After the Bay of Pigs fiasco, he was appointed to the new Foreign Intelligence Advisory Board which keeps a political eye on the operations of the Central Intelligence Agency.
When President Kennedy bumped heads with the powerful steel industry, it was Clifford who acted as a go-between to reconcile the White House and the nation's business community.
And on November 22, 1963, Clifford was in the White House at a meeting of the intelligence board when news came of the assassination in Dallas. He served President Johnson in those dolorous days in yet another transfer of executive power. The two men became fast friends.
Now, after twenty years as a behind-the-scenes power in Washington, Clark Clifford starts a new career as a public public servant. He refuses to classify himself as either hawk or dove on Vietnam, but it's well-known Clifford has opposed any bombing truce with Hanoi without assured reciprocity.
Under the Clifford regime, the pace of business may not be quite so frantic at the Pentagon, and there will be greater style and elegance on the third floor suite of offices of the Secretary of Defense. But if any general or admiral thinks he has a soft touch in Clifford—if any lobbyists or bureaucratic empire builders think he can exploit the new man—they will be wrong.

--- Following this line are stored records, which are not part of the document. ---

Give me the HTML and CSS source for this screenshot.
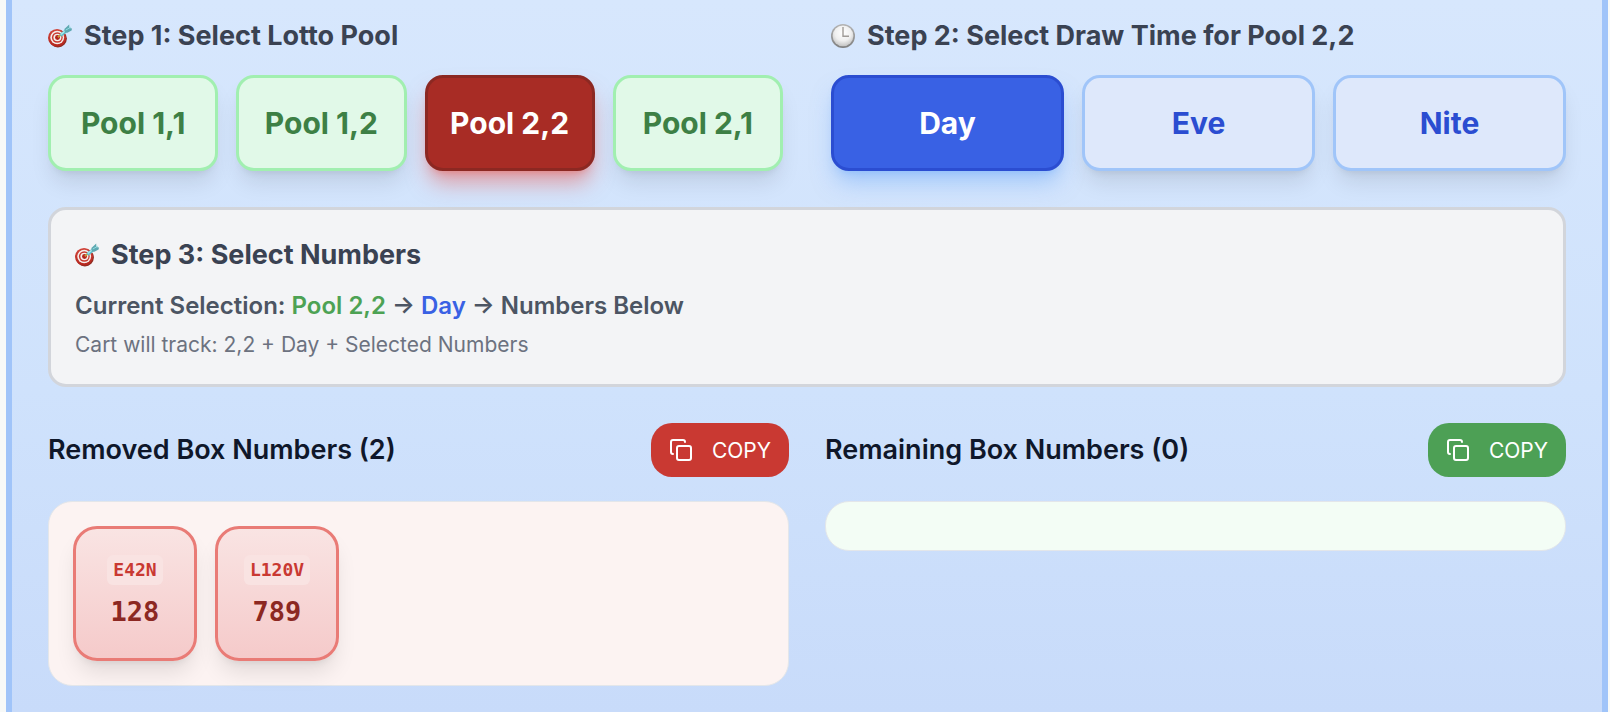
FILE: index.html
```html
<!DOCTYPE html>
<html lang="en">
<head>
    <meta charset="UTF-8">
    <meta name="viewport" content="width=device-width, initial-scale=1.0">
    <title>Lotto Number Picker</title>
    <link rel="stylesheet" href="styles.css">
</head>
<body>
    <svg class="sprite" aria-hidden="true">
        <defs>
            <radialGradient id="clock-face" cx="50%" cy="35%" r="65%">
                <stop offset="0" stop-color="#ffffff"/>
                <stop offset="0.6" stop-color="#efefef"/>
                <stop offset="1" stop-color="#c4c4c4"/>
            </radialGradient>
            <linearGradient id="clock-rim" x1="0" y1="0" x2="0" y2="1">
                <stop offset="0" stop-color="#b5b5b5"/>
                <stop offset="1" stop-color="#7f7f7f"/>
            </linearGradient>
            <linearGradient id="target-red" x1="0" y1="0" x2="0" y2="1">
                <stop offset="0" stop-color="#d2463c"/>
                <stop offset="1" stop-color="#b5251d"/>
            </linearGradient>
        </defs>
        <symbol id="icon-target" viewBox="0 0 24 24">
            <ellipse cx="9.9" cy="14.6" rx="9" ry="8.8" fill="#8e2a20"/>
            <ellipse cx="9" cy="13.8" rx="9" ry="8.8" fill="url(#target-red)"/>
            <ellipse cx="9.2" cy="13.5" rx="6.9" ry="6.7" fill="#f6eeec"/>
            <ellipse cx="9.3" cy="13.5" rx="5.4" ry="5.2" fill="#c8392f"/>
            <ellipse cx="9.4" cy="13.5" rx="4" ry="3.8" fill="#f6eeec"/>
            <ellipse cx="9.5" cy="13.5" rx="2.5" ry="2.4" fill="#b3231c"/>
            <path d="M9.8 13.2l3.6-2.8" stroke="#c99a3a" stroke-width="1.8"/>
            <path d="M12.4 11.4l7.2-5.8" stroke="#62bfca" stroke-width="3.2"/>
            <path d="M12.8 10.4l6.4-5.2" stroke="#a9ecef" stroke-width="1.3"/>
            <path d="M16.4 5l4.8-4.4.2 3.4 2.6.6-.4 2-4.2 2.2-2.6-.2z" fill="#5fa9b2"/>
            <path d="M17.8 6l5-2.8" stroke="#8fdde2" stroke-width="1"/>
        </symbol>
        <symbol id="icon-clock" viewBox="0 0 24 24">
            <circle cx="12" cy="12" r="12" fill="url(#clock-rim)"/>
            <circle cx="12" cy="11.8" r="10.4" fill="url(#clock-face)"/>
            <path d="M12 3v9.2h6" fill="none" stroke="#a09c98" stroke-width="1.4"/>
        </symbol>
        <symbol id="icon-copy" viewBox="0 0 24 24">
            <rect x="8" y="8" width="14" height="14" rx="2" ry="2"/>
            <path d="M4 16c-1.1 0-2-.9-2-2V4c0-1.1.9-2 2-2h10c1.1 0 2 .9 2 2"/>
        </symbol>
    </svg>

    <main class="picker">
        <div class="steps">
            <section>
                <h2 class="step-title">
                    <svg class="icon"><use href="#icon-target"/></svg>
                    Step 1: Select Lotto Pool
                </h2>
                <div class="options pools">
                    <button class="option pool">Pool 1,1</button>
                    <button class="option pool">Pool 1,2</button>
                    <button class="option pool active">Pool 2,2</button>
                    <button class="option pool">Pool 2,1</button>
                </div>
            </section>
            <section>
                <h2 class="step-title">
                    <svg class="icon"><use href="#icon-clock"/></svg>
                    Step 2: Select Draw Time for Pool 2,2
                </h2>
                <div class="options times">
                    <button class="option time active">Day</button>
                    <button class="option time">Eve</button>
                    <button class="option time">Nite</button>
                </div>
            </section>
        </div>

        <section class="selection">
            <h2 class="step-title">
                <svg class="icon"><use href="#icon-target"/></svg>
                Step 3: Select Numbers
            </h2>
            <p class="current">Current Selection: <span class="current-pool">Pool 2,2</span> → <span class="current-time">Day</span> → Numbers Below</p>
            <p class="track">Cart will track: 2,2 + Day + Selected Numbers</p>
        </section>

        <div class="results">
            <section>
                <div class="result-header">
                    <h3>Removed Box Numbers (2)</h3>
                    <button class="copy-btn copy-removed">
                        <svg class="icon icon-line"><use href="#icon-copy"/></svg>
                        COPY
                    </button>
                </div>
                <div class="panel panel-removed">
                    <div class="number-card">
                        <span class="code">E42N</span>
                        <span class="number">128</span>
                    </div>
                    <div class="number-card">
                        <span class="code">L120V</span>
                        <span class="number">789</span>
                    </div>
                </div>
            </section>
            <section>
                <div class="result-header">
                    <h3>Remaining Box Numbers (0)</h3>
                    <button class="copy-btn copy-remaining">
                        <svg class="icon icon-line"><use href="#icon-copy"/></svg>
                        COPY
                    </button>
                </div>
                <div class="panel panel-remaining"></div>
            </section>
        </div>
    </main>
</body>
</html>
```
FILE: styles.css
```css
* {
    box-sizing: border-box;
}

body {
    margin: 0;
    padding: 0 2px 0 6px;
    background-color: #f7f9f8;
    color: #0f172a;
    font-family: Inter, "Liberation Sans", sans-serif;
}

h2, h3, p {
    margin: 0;
}

button {
    font-family: inherit;
    cursor: pointer;
}

.sprite {
    position: absolute;
    width: 0;
    height: 0;
}

.picker {
    min-height: 100vh;
    padding: 15px 36px 18px;
    border-left: 6px solid #a0c4f9;
    border-right: 6px solid #a0c4f9;
    background: linear-gradient(180deg, #d7e7fd 0%, #cfe2fc 55%, #c8dbfa 100%);
}

.icon {
    width: 24px;
    height: 24px;
    flex-shrink: 0;
}

.icon-line {
    fill: none;
    stroke: currentColor;
    stroke-width: 2;
    stroke-linecap: round;
    stroke-linejoin: round;
}

/* Steps 1 and 2 */
.steps {
    display: grid;
    grid-template-columns: 1fr 1fr;
    gap: 48px;
    margin-bottom: 36px;
}

.step-title {
    display: flex;
    align-items: center;
    gap: 12px;
    font-size: 27px;
    font-weight: 700;
    line-height: 42px;
    color: #3a4252;
}

.options {
    display: grid;
    gap: 18px;
    margin-top: 18px;
}

.pools {
    grid-template-columns: repeat(4, 1fr);
}

.times {
    grid-template-columns: repeat(3, 1fr);
}

.option {
    height: 96px;
    padding: 0;
    border: 3px solid;
    border-radius: 18px;
    font-size: 30px;
    font-weight: 700;
    box-shadow: 0 15px 22px -4px rgba(0, 0, 0, 0.1), 0 6px 9px -6px rgba(0, 0, 0, 0.1);
}

.pool {
    background-color: #e1f9e8;
    border-color: #a1efb0;
    color: #3d8045;
}

.pool.active {
    background-color: #a82c25;
    border-color: #8c2822;
    color: #ffffff;
    box-shadow: 0 15px 22px -4px rgba(235, 80, 70, 0.5), 0 6px 9px -6px rgba(235, 80, 70, 0.5);
}

.time {
    background-color: #dee8fb;
    border-color: #a0c5f9;
    color: #2b4dd1;
}

.time.active {
    background-color: #3961e4;
    border-color: #2b4dd1;
    color: #ffffff;
    box-shadow: 0 15px 22px -4px rgba(110, 170, 250, 0.5), 0 6px 9px -6px rgba(110, 170, 250, 0.5);
}

/* Step 3 */
.selection {
    padding: 24px;
    margin-bottom: 36px;
    background-color: #f3f4f6;
    border: 3px solid #d2d5db;
    border-radius: 18px;
}

.current {
    margin-top: 12px;
    font-size: 24px;
    font-weight: 600;
    line-height: 36px;
    color: #4c5563;
}

.current-pool {
    color: #4da254;
}

.current-time {
    color: #3961e4;
}

.track {
    margin-top: 6px;
    font-size: 21px;
    line-height: 30px;
    color: #6c7280;
}

/* Results */
.results {
    display: grid;
    grid-template-columns: 1fr 1fr;
    gap: 36px;
}

.result-header {
    display: flex;
    align-items: center;
    justify-content: space-between;
    margin-bottom: 24px;
}

.result-header h3 {
    font-size: 27px;
    font-weight: 600;
    line-height: 42px;
}

.copy-btn {
    display: flex;
    align-items: center;
    gap: 19px;
    height: 54px;
    padding: 0 18px;
    border: none;
    border-radius: 21px;
    color: #ffffff;
    font-size: 21px;
}

.copy-removed {
    background-color: #c93932;
}

.copy-remaining {
    background-color: #4da055;
}

.panel {
    display: flex;
    flex-wrap: wrap;
    gap: 18px;
    padding: 24px;
    border: 1px solid #e3e6ea;
    border-radius: 24px;
}

.panel-removed {
    background-color: #fcf3f2;
}

.panel-remaining {
    background-color: #f3fdf5;
}

.number-card {
    display: flex;
    flex-direction: column;
    align-items: center;
    justify-content: center;
    gap: 6px;
    width: 124px;
    height: 135px;
    border: 3px solid #e97b76;
    border-radius: 24px;
    background: linear-gradient(180deg, #f9e4e3, #f5caca);
    box-shadow: 0 15px 22px -4px rgba(0, 0, 0, 0.1), 0 6px 9px -6px rgba(0, 0, 0, 0.1);
    font-family: "DejaVu Sans Mono", monospace;
    font-weight: 700;
}

.code {
    padding: 0 6px;
    border-radius: 6px;
    background-color: #f9e3e2;
    color: #c93932;
    font-size: 18px;
    line-height: 30px;
}

.number {
    color: #8c2822;
    font-size: 27px;
    line-height: 42px;
}
```
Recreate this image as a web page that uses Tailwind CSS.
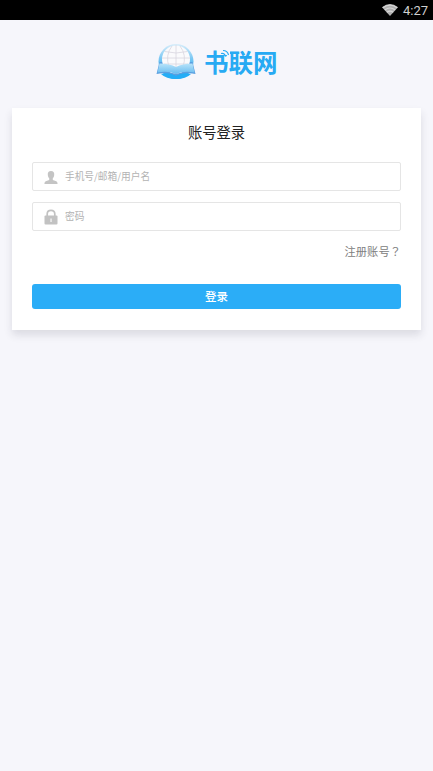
<!DOCTYPE html>
<html lang="zh-CN">
<head>
<meta charset="utf-8">
<meta name="viewport" content="width=device-width, initial-scale=1">
<title>书联网</title>
<script src="https://cdn.jsdelivr.net/npm/@tailwindcss/browser@4"></script>
</head>
<body class="h-[771px] overflow-hidden bg-[#f6f6fb] font-['Noto_Sans_CJK_SC',sans-serif]">
<div class="flex h-5 items-center justify-end gap-[5px] bg-black pr-[5px] font-[Roboto,sans-serif] text-[13px] text-[#cfcfcf]">
  <svg class="h-3 w-4" viewBox="0 0 16 12"><path d="M0 3.200Q8-3 16 3.200L8 12Z" fill="#b0b0b0"/><path d="M.8 3.700Q8-1.500 15.200 3.700M2.800 6Q8 2 13.200 6M4.800 8.300Q8 6 11.200 8.300" fill="none" stroke="#d6d6d6" stroke-width="1.200"/></svg>
  <span class="leading-[21px] pt-px">4:27</span>
</div>
<header class="flex h-[88px] items-start pl-[155px] pt-[23px]">
  <svg class="mt-px h-[38px] w-[42px] shrink-0" viewBox="0 0 42 38">
    <defs><linearGradient id="sky" x1="0" y1="0" x2="0" y2="1"><stop offset="0" stop-color="#d9edfa"/><stop offset=".5" stop-color="#67c0f2"/><stop offset="1" stop-color="#18a8f5"/></linearGradient>
    <linearGradient id="page" x1="0" y1="0" x2="0" y2="1"><stop offset="0" stop-color="#b9e4fa"/><stop offset="1" stop-color="#66bbef"/></linearGradient></defs>
    <circle cx="21" cy="17.500" r="17.500" fill="url(#sky)"/>
    <path d="M4.500 18 1.500 30q10-2 19.500 2 9.500-4 19.500-2l-3-12Z" fill="#5b9fe0"/>
    <circle cx="21" cy="15.500" r="14" fill="#fafafc"/>
    <path d="M21 1v22M7 14h28M9.500 7.500q11.500 3 23 0M9 20h24M17 2q-7 9-3 21M25 2q7 9 3 21" fill="none" stroke="#d8d5df" stroke-width=".8"/>
    <path d="M4.500 19.500Q15 19.500 21 23 27 19.500 37.500 19.500L39.500 28.500Q29 26.500 21 30 13 26.500 2.500 28.500Z" fill="url(#page)"/>
    <path d="M6 30Q15 28 21 32 27 28 36 30 31 35 21 35 11 35 6 30Z" fill="#24adf6"/>
  </svg>
  <div class="relative ml-[7px] mt-[1px] whitespace-nowrap text-[24.500px] font-bold leading-[36px] text-[#27aaf3]">书联网
    <svg class="absolute left-[16px] top-[5px] h-[9px] w-[10px]" viewBox="0 0 10 9"><path d="M0 0h10v9H7V6H0Z" fill="#f6f6fb"/><path d="M1 4.500Q4.500 3.500 5.500 7.500M3 1.500Q7.500 1.500 8.500 6" fill="none" stroke="#27aaf3" stroke-width="1.200"/></svg>
  </div>
</header>
<main class="mx-3 h-[221.500px] bg-white px-5 pt-3 shadow-[0_5px_8px_0_rgba(40,40,60,0.13)]">
  <h1 class="text-center text-[14.300px] leading-6 text-[#222]">账号登录</h1>
  <form>
    <label class="mt-[18px] flex h-[29px] items-center rounded-[2px] border border-[#e5e5e5] pl-[11px]">
      <svg class="mt-[2px] h-[13px] w-[14px]" viewBox="0 0 14 13" fill="#c4c4c4"><path d="M7 0C9.300 0 10.500 1.500 10.200 4 10 6 9.300 6.800 8.800 7.300V9L12.300 10.300Q13.600 10.900 13.600 13H.4Q.4 10.900 1.700 10.300L5.200 9V7.300C4.700 6.800 4 6 3.800 4 3.500 1.500 4.700 0 7 0Z"/></svg>
      <span class="ml-[7px] pb-px text-[9.700px] text-[#b3b3b3]">手机号/邮箱/用户名</span>
    </label>
    <label class="mt-[11px] flex h-[29px] items-center rounded-[2px] border border-[#e5e5e5] pl-[11px]">
      <svg class="mt-[1px] h-4 w-[14px]" viewBox="0 0 14 16"><path d="M3.200 8V5Q3.200 1.300 7 1.300T10.800 5V8" fill="none" stroke="#c2c2c2" stroke-width="1.700"/><rect x=".5" y="6.500" width="13" height="9" rx="1" fill="#c2c2c2"/><path d="M6.300 9.500h1.500v3.500H6.300Z" fill="#eee"/></svg>
      <span class="ml-[7px] pb-px text-[9.700px] text-[#b3b3b3]">密码</span>
    </label>
    <div class="mt-[10px] flex justify-end text-[11.300px] leading-5 text-[#808080]"><span>注册账号</span><span lang="zh-TW" class="font-['Noto_Sans_CJK_TC',sans-serif]">？</span></div>
    <button type="button" class="mt-[23px] block h-[25px] w-full rounded-[3px] bg-[#2badf7] text-[11.500px] font-medium leading-[25px] text-white">登录</button>
  </form>
</main>
</body>
</html>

Clifford's thinking and philosophy already is at odds with the so-called "liberal isolationists" who are his friends from the Fair Deal and New Frontier administrations of Truman and Kennedy.
And from the beginning he has been in on the planning of the present Vietnam strategy—which includes the utmost prudence to prevent that Southeast Asian conflict from exploding into World War III.
Which leads to the conclusion that, in succeeding Robert McNamara, Clark Clifford will not change things very much. Not right away, at least.
This is Bill Downs in Washington. Now back to Don Gardiner in New York.